I mean that, too, in the ordinary sense, when we speak of self-consciousness. See, it’s not much fun to be happy and not know it. We need a certain resonance; self-consciousness is an echo in our heads, an echo of what we do, but wouldn’t be aware of doing it if there wasn’t an echo. When you see yourself in a mirror, that mirror is a visual echo of your face. And that’s why, in a room such as this, it’s a very comfortable room for me to talk in because it has resonance. And so, self-consciousness is neurological resonance.

Now, you know how troublesome resonance can get if it’s not properly worked out. You can get echoes that just won’t stop, so you go into a great cave somewhere and you say, Hi! And it goes, Hi! Hi! Hi! Hi! Hi! Hi! Hi! Hi! Hi! Hi! Hi! Hi! Hi! all off in the distance, see? That’s very confusing. That’s the sort of snarl that self-consciousness can get into, and we call it anxiety. When I keep, keep, keep thinking. Did I do the right thing? In the course of some performance, if I’m constantly aware of myself in a kind of anxious, critical way, my resonance becomes too high. And so I get confused and jittery.
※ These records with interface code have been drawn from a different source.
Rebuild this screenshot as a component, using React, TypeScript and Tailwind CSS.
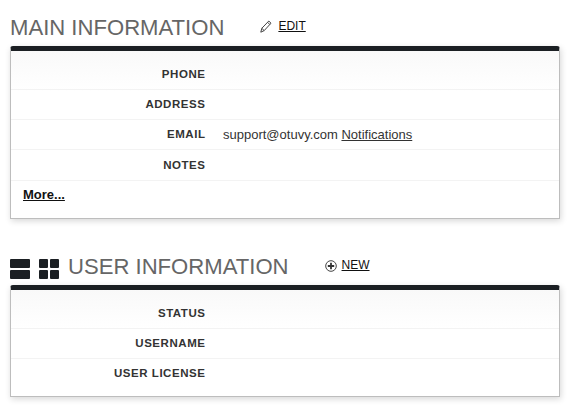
import type { ReactNode } from 'react'

function Row({ label, last, children }: { label: string; last?: boolean; children?: ReactNode }) {
  return (
    <div className={last ? 'flex h-[29.4px] items-center' : 'flex h-[30.3px] items-center border-b border-[#f3f3f3]'}>
      <div className="w-[194.5px] text-right text-[11.5px] font-bold tracking-[0.55px] text-[#333]">{label}</div>
      <div className="ml-[17.5px] text-[13px] text-[#333]">{children}</div>
    </div>
  )
}

function Card({ children }: { children: ReactNode }) {
  return (
    <div className="rounded-t-[3px] border-x border-b border-[#bdbdbd] border-t-[5px] border-t-[#1b1f23] bg-gradient-to-b from-[#f9f9f9] to-white to-[40px] pt-[8.6px] shadow-[1px_2px_6px_rgba(0,0,0,0.16)]">
      {children}
    </div>
  )
}

export default function App() {
  return (
    <div className="h-[408px] w-[570px] overflow-hidden bg-white px-[10px] font-['Liberation_Sans',Arial,sans-serif]">
      <div className="flex h-[46px] items-end">
        <h2 className="mb-[5px] text-[22.1px] leading-[26px] text-[#666]">MAIN INFORMATION</h2>
        <svg className="mb-[13px] ml-[36px] h-[13px] w-[12px]" viewBox="0 0 12 13" fill="none" stroke="#444" strokeWidth="1">
          <path d="M0.8 12.2 L1.8 8.3 L8.8 1 L11 3.2 L4.2 10.6 Z M1.8 8.3 L4.2 10.6 M7.6 2.3 L9.8 4.5" />
        </svg>
        <a className="mb-[13px] ml-[6px] text-[12px] leading-[14px] text-[#111] underline">EDIT</a>
      </div>
      <Card>
        <Row label="PHONE" />
        <Row label="ADDRESS" />
        <Row label="EMAIL">
          support@otuvy.com <a className="underline">Notifications</a>
        </Row>
        <Row label="NOTES" />
        <div className="flex h-[37.2px] items-start pl-[12px] pt-[4.5px]">
          <a className="text-[13px] font-bold text-[#111] underline">More...</a>
        </div>
      </Card>
      <div className="mt-[32px] flex h-[34px] items-end">
        <svg className="mb-[6px] h-[20px] w-[20px]" viewBox="0 0 20 20" fill="#1b1f23">
          <rect x="0" y="0" width="20" height="9" rx="1" />
          <rect x="0" y="11" width="20" height="9" rx="1" />
        </svg>
        <svg className="mb-[6px] ml-[9px] h-[20px] w-[20px]" viewBox="0 0 20 20" fill="#1b1f23">
          <rect x="0" y="0" width="9" height="9" rx="1" />
          <rect x="11" y="0" width="9" height="9" rx="1" />
          <rect x="0" y="11" width="9" height="9" rx="1" />
          <rect x="11" y="11" width="9" height="9" rx="1" />
        </svg>
        <h2 className="mb-[5px] ml-[9px] text-[22.1px] leading-[26px] text-[#666]">USER INFORMATION</h2>
        <svg className="mb-[13px] ml-[36px] h-[12px] w-[12px]" viewBox="0 0 12 12" fill="none">
          <circle cx="6" cy="6" r="5.3" stroke="#444" />
          <path d="M6 2.8v6.4M2.8 6h6.4" stroke="#333" strokeWidth="1.8" />
        </svg>
        <a className="mb-[13px] ml-[5px] text-[12px] leading-[14px] text-[#111] underline">NEW</a>
      </div>
      <Card>
        <Row label="STATUS" />
        <Row label="USERNAME" />
        <Row label="USER LICENSE" last />
        <div className="h-[7.4px]" />
      </Card>
    </div>
  )
}
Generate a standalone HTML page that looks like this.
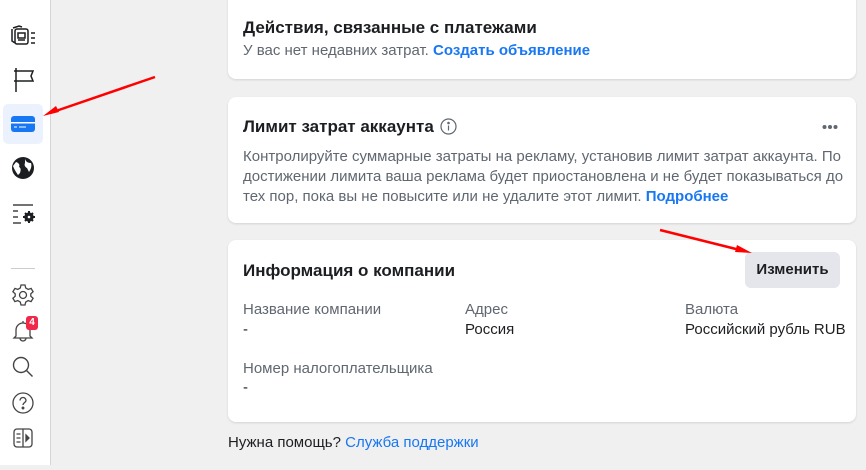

But if you learn that self-consciousness has limits, that self-awareness cannot possibly enable you to be free of making mistakes, you can learn to be spontaneous in spite of being self-aware, and enjoy the echo. So what happens—that, having developed self-consciousness through education, through work with other people, having developed all the disciplines of the culture, the vanaprastha then becomes again as a child. But then, you see, he has what Freud says the child has from the beginning; Freud called it the oceanic feeling. And the oceanic feeling is the sensation of being one with the universe. The vanaprastha gets that back, but it’s not a child’s oceanic feeling, it’s an adult’s oceanic feeling—something which the psychoanalysts don’t discuss, because, according to them, all oceanic feelings are aggressive. But there is a mature oceanic feeling, as contrasted with the immature oceanic feeling of the child, which is as different as the oak is from the acorn. And so you can have this sensation, you see, of total unity with the cosmos, of the—shall I call it expansion to infinity, or contraction to infinity?—of your identity without forgetting society’s game rules with regard to you. In other words, it doesn’t mean that you forget your address, telephone number, social security number, and the name you were given. You remember all that, and you can play that game when necessary, but you know it’s a game.

So there is no way, as a matter of fact, of escaping from playing these games. And the only thing is that when you find out, you see, that you are thoroughly selfish, you inquire, What is it—what is the self that I love? What is this thing that I’m so interested in advancing and in protecting? And you look very closely into what you feel when you think you feel yourself. And you know what you find out? That your self is everything that you thought was someone else, or something else. You have no knowledge of yourself, you see, except in relation to others. Self and other are as inseparable as back and front. There is no knowledge of self without the knowledge of otherness, there is no knowledge of the voluntary without the knowledge of the involuntary, of can without can’t. So they go together, and that going together of self and other is non-duality, that’s Advaita, that is the Self.

So through Self one finds deliverance from self.